I have some issues working with ANTLR (probably mostly due to my lack of
skills).

The language is keyword oriented - no reserve words
The language is case-insensitive.
The language was originally based on the IBM TSO command processor
syntax where the individual commands have the following syntax --

Command <positional parameters> <keyword parameters>

The positional parameters are specified for a given command.  If the
command has 4 positional parameters then the user can specify 0-4
parameters.  

The keyword parameters are keyword( keyvalue ).  The key values can be
multiple parameters.  Any number of keyword parameters can be specified.

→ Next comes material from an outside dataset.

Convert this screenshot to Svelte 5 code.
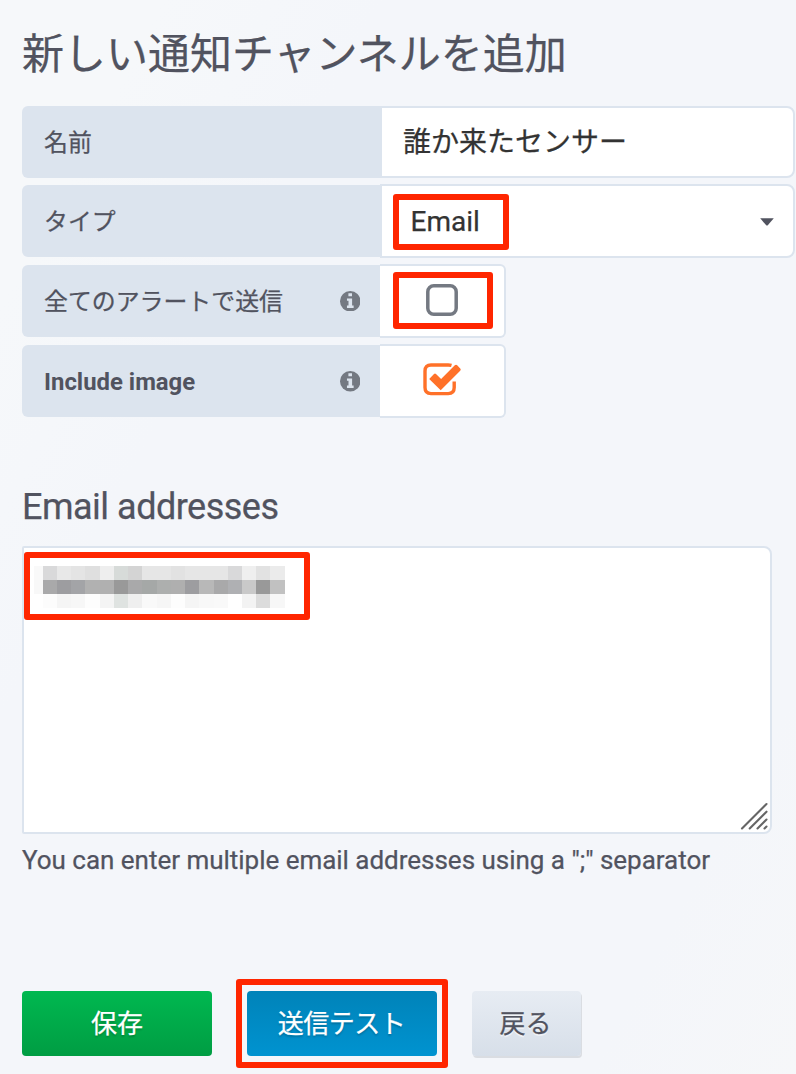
<script>
  let name = $state('誰か来たセンサー');
  const mosaic = [
    ['#f9f9f9', '#d9d9da', '#e8e8e8', '#e4e4e4', '#dfdfdf', '#eeeeee', '#d7dbd9', '#d4d4d4', '#e6e6e6', '#e6e6e6', '#e2e2e2', '#e6e6e6', '#e6e6e6', '#e6e6e6', '#d9d9da', '#efefef', '#e2e2e2', '#ebebeb'],
    ['#f8f8f8', '#a9a9aa', '#9d9da0', '#a3a4a7', '#b1b1b1', '#b0b0b0', '#999999', '#a9a9aa', '#a5a8a7', '#adafae', '#afafaf', '#9d9da0', '#b8b8b8', '#a9a9aa', '#afb0b3', '#c9c9c9', '#999999', '#c1c1c1'],
    ['#ffffff', '#fcfcfc', '#f5f5f5', '#f7f7f7', '#fdfdfd', '#f4f4f4', '#dfe3e1', '#efefef', '#f9f9f9', '#f6f6f6', '#fdfdfd', '#f5f5f5', '#f8f8f8', '#f9f9f9', '#ffffff', '#f3f3f3', '#dcdcdc', '#f7f7f7']
  ];
</script>

{#snippet info()}
  <svg class="info" viewBox="0 0 20 20" width="20.5" height="20.5">
    <circle cx="10" cy="10" r="10" fill="#747982" />
    <path d="M8.2 2.2h3.5v3H8.2zM6.8 7.2h5v7h1.5v2.3H6.8v-2.3h1.5V9.5H6.8z" fill="#dce4ee" />
  </svg>
{/snippet}

<main>
  <h1>新しい通知チャンネルを追加</h1>

  <div class="rows">
    <div class="row first">
      <div class="label">名前</div>
      <input class="field" bind:value={name} />
    </div>
    <div class="row">
      <div class="label">タイプ</div>
      <div class="field select">
        <span>Email</span>
        <svg width="14" height="8" viewBox="0 0 14 8"><path d="M.2.3h13.6L8 7q-1 1.1-2 0z" fill="#51535f" /></svg>
        <i class="mark mark-type"></i>
      </div>
    </div>
    <div class="row">
      <div class="label">全てのアラートで送信{@render info()}</div>
      <div class="toggle">
        <svg class="off" width="32" height="32" viewBox="0 0 32 32"><rect x="1.8" y="1.8" width="28.4" height="28.4" rx="6" fill="none" stroke="#747982" stroke-width="3.5" /></svg>
        <i class="mark mark-toggle"></i>
      </div>
    </div>
    <div class="row">
      <div class="label latin">Include image{@render info()}</div>
      <div class="toggle">
        <svg class="on" width="38" height="33" viewBox="0 0 38 33">
          <path d="M28.5 2.4Q27 2 25.2 2H8Q2 2 2 8v16.6q0 6 6 6h17.2q6 0 6-6V18.5" fill="none" stroke="#ff7129" stroke-width="3.4" />
          <path d="M17.7 27.2 6.2 15.9l4.8-5q1-.8 2 0l5.1 5.2L31.8 2.3q1.3-.9 2.4 0l3 3.1q1 1.2 0 2.3z" fill="#ff7129" stroke="#fff" stroke-width="1.6" paint-order="stroke" />
        </svg>
      </div>
    </div>
  </div>

  <h2>Email addresses</h2>
  <div class="area">
    <div class="mosaic">
      {#each mosaic as line}
        {#each line as color}<b style:background={color}></b>{/each}
      {/each}
    </div>
    <svg class="grip" width="28" height="28" viewBox="0 0 28 28"><path d="M2 26.5 26.5 2M9.7 26.5 26.5 9.7M17.5 26.5l9-9M24.5 26.5l2-2" stroke="#666" stroke-width="2.1" stroke-linecap="round" /></svg>
    <i class="mark mark-area"></i>
  </div>
  <p>You can enter multiple email addresses using a ";" separator</p>

  <div class="buttons">
    <button class="save">保存</button>
    <div class="wrap"><button class="test">送信テスト</button><i class="mark mark-test"></i></div>
    <button class="back">戻る</button>
  </div>
</main>

<style>
  :global(body) { margin: 0; background: #f4f6fa; }
  main {
    box-sizing: border-box;
    width: 796px;
    height: 1074px;
    padding-left: 22px;
    overflow: hidden;
    color: #51535f;
    background: linear-gradient(118deg, #f6f8fa 0%, #f6f8fa 12%, #f4f6fa 28%, #f4f6fa 85%, #f6f7f9 100%);
    font-family: Roboto, "Noto Sans CJK JP", sans-serif;
    -webkit-text-stroke: .25px currentColor;
  }
  h1 { box-sizing: border-box; margin: 0; height: 106px; padding-top: 2px; line-height: 106px; font-size: 42px; font-weight: 400; white-space: nowrap; }
  .rows { display: flex; flex-direction: column; gap: 6px; }
  .row { display: flex; align-items: center; height: 74px; }
  .row.first { height: 72px; }
  .label {
    box-sizing: border-box;
    display: flex;
    align-items: center;
    justify-content: space-between;
    width: 358px;
    height: 72px;
    padding: 0 20px 4px 22px;
    border-radius: 6px 0 0 6px;
    background: #dce4ee;
    font-size: 23.9px;
    white-space: nowrap;
  }
  .label .info { margin-top: 4px; }
  .label.latin { padding-bottom: 0; padding-top: 1px; font-weight: 700; -webkit-text-stroke: 0; }
  .label.latin .info { margin-top: 0; }
  .info { flex: none; }
  .field {
    position: relative;
    box-sizing: border-box;
    width: 415px;
    height: 100%;
    margin: 0;
    padding: 0 21px 4px;
    border: 2px solid #dce4ee;
    border-radius: 0 8px 8px 0;
    background: #fff;
    color: #333;
    font: 400 28px Roboto, "Noto Sans CJK JP", sans-serif;
    -webkit-text-stroke: .25px currentColor;
    outline: none;
  }
  .select { display: flex; align-items: center; justify-content: space-between; padding: 0 19px 0 28.5px; }
  .select svg { margin-top: 1px; }
  .toggle {
    position: relative;
    box-sizing: border-box;
    display: flex;
    align-items: center;
    justify-content: center;
    width: 125.5px;
    height: 74px;
    border: 2px solid #dce4ee;
    border-left: 0;
    border-radius: 0 6px 6px 0;
    background: #fff;
  }
  .off { margin: 0 0 3px; }
  .on { margin: 0 0 4px; }
  h2 { margin: 68px 0 0; height: 60px; line-height: 42px; font-size: 36px; font-weight: 400; letter-spacing: -.5px; white-space: nowrap; }
  .area {
    position: relative;
    box-sizing: border-box;
    width: 750px;
    height: 288px;
    border: 2px solid #dce4ee;
    border-radius: 2px 8px 8px 2px;
    background: #fff;
    padding: 17.5px 0 0 10.3px;
  }
  .mosaic { display: grid; grid-template-columns: 8.4px repeat(17, 14.24px); grid-auto-rows: 14.1px; }
  .grip { position: absolute; right: 2px; bottom: 2px; }
  p { margin: 8px 0 0; line-height: 36px; font-size: 26px; letter-spacing: -.02px; white-space: nowrap; }
  .buttons { display: flex; gap: 35px; margin-top: 113px; }
  button {
    box-sizing: border-box;
    display: block;
    width: 190px;
    height: 65px;
    padding: 0 0 4px;
    border: 0;
    border-radius: 4px;
    color: #fff;
    font: 400 26px Roboto, "Noto Sans CJK JP", sans-serif;
    -webkit-text-stroke: .25px currentColor;
    text-shadow: 0 2px 2px #0003;
  }
  .save { background: linear-gradient(#00b850, #009d43); }
  .wrap { position: relative; }
  .test { padding-right: 1px; letter-spacing: -.5px; background: linear-gradient(#0083b9, #0093d0); }
  .back { width: 109px; padding-right: 2px; color: #51535f; background: linear-gradient(#e7ecf3, #d7dfe9); box-shadow: 1px 2px 0 #dadde2; text-shadow: 0 2px 0 #fff8; }
  .mark { position: absolute; box-sizing: border-box; border: 6px solid #ff2600; border-radius: 3px; pointer-events: none; }
  .mark-type { left: 11px; top: 8px; width: 116px; height: 56px; }
  .mark-toggle { left: 13px; top: 6px; width: 100px; height: 57px; }
  .mark-area { left: 0; top: 4px; width: 286px; height: 68px; }
  .mark-test { left: -11px; top: -12px; width: 212px; height: 89px; }
</style>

In addition, the command name and keyword values have implied
abbreviations.  So if you have 2 keywords - before and after, then b and
a are sufficient to discriminate between them.

Finally there is the concept of continuation - a statement can be
continued by the last character on a line being a + or -.  The - is used
when whitespace at the beginning of the subsequent line is significant;
+ just ignores any whitespace at the beginning of the subsequent line.

I've received several suggestions for handling some of the above issues.
I still haven't handled the abbreviation problem nor this concept of
treating the text remaining on a line as a single token.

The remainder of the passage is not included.